HAPU LOOKS TO RESTORE HAVELOCK NORTH WHARE

A Hawkes Bay hapu is seeking help to restore a small 19th century wharenui.

Bayden Barber says the whare was built at Havelock North by Te Teira Tiakitai of Waimarama, 20 kilometres away on the coast, as a place hapu members could stay when they came to town.

He says it’s a building with considerable history, including being used for hui, wananga and Ringatu services.

The Historic Places Trust has advised the building is definitely restorable.

CANDIDATE SHOPPING DONE UNOFFICIALLY

Maori Party president Pem Bird says any sounding out of candidates to run against Hone Harawira is being done without the party’s official sanction.

Te Rarawa chair Haami Piripi says he turned down an approach to stand against the Tai Tokerau MP, but says many iwi leaders in the north are concerned about how the party can maintain a presence there.

Mr Bird says next weekend’s meeting of the party’s national council near Hastings will discuss whether its non-compete agreement with its former MP will hold.

“I've heard that a number of people have been approached including Haami Piripi and that may well be the case but it certainly isn’t the official line coming from the party itself.

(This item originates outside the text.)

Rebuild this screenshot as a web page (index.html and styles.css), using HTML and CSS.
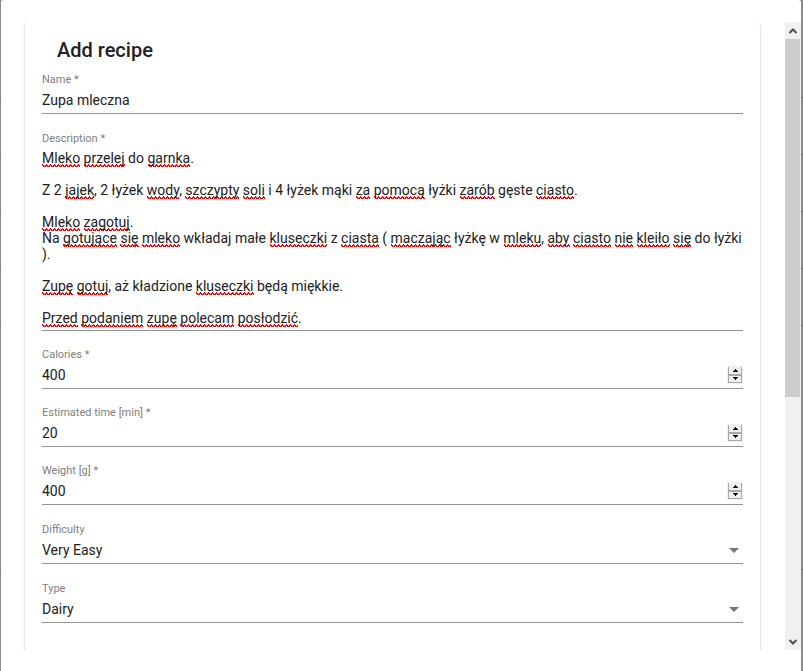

We have a meeting next Saturday and that sort of business is the business of the council,” he says.

Mr Bird says the immediate priority is to reestablish branches in the north, and many electorate officials followed Mr Harawira out of the party.

PETROBRAS BRASS HEAR GRIPES KANOHI KI TE KANOHI

Opponents of oil exploration in the Raukumara Basin hope drillers will quit the area after a kanohi ki te kanohi or face to face encounter with tangata whenua.

Representatives of Brazilian oil company Petrobras met about 200 Ngati Porou members at Hinerupe Marae in Te Araroa at the weekend.

Ani Pahuru Huriwai from Ahi Ka Action Group spokesperson says the nine seemed moved by what they heard, and they were not made to feel welcome.

The hui overwhelmingly pledged to continue the fight against exploration and drilling off the East Cape.

NEW ONLINE JOURNAL IN TE REO MAORI

A new online journal has been created to allow academics to debate issues in te reo Maori.

The first issue of Te Kotihitihi - Nga Tuhinga Reo Maori will be launched on Thursday at Waikato University’s Kingitanga Day.

Co-editor Korohere Ngapo of Ngati Tamatera and Ngati Porou says the journal was created in response to the difficulties Maori experience trying to publish original research on the language.

The first issue contains papers on language revitalisation, history, tikanga and matauranga Maori, as well as a haka written for Te Matatini.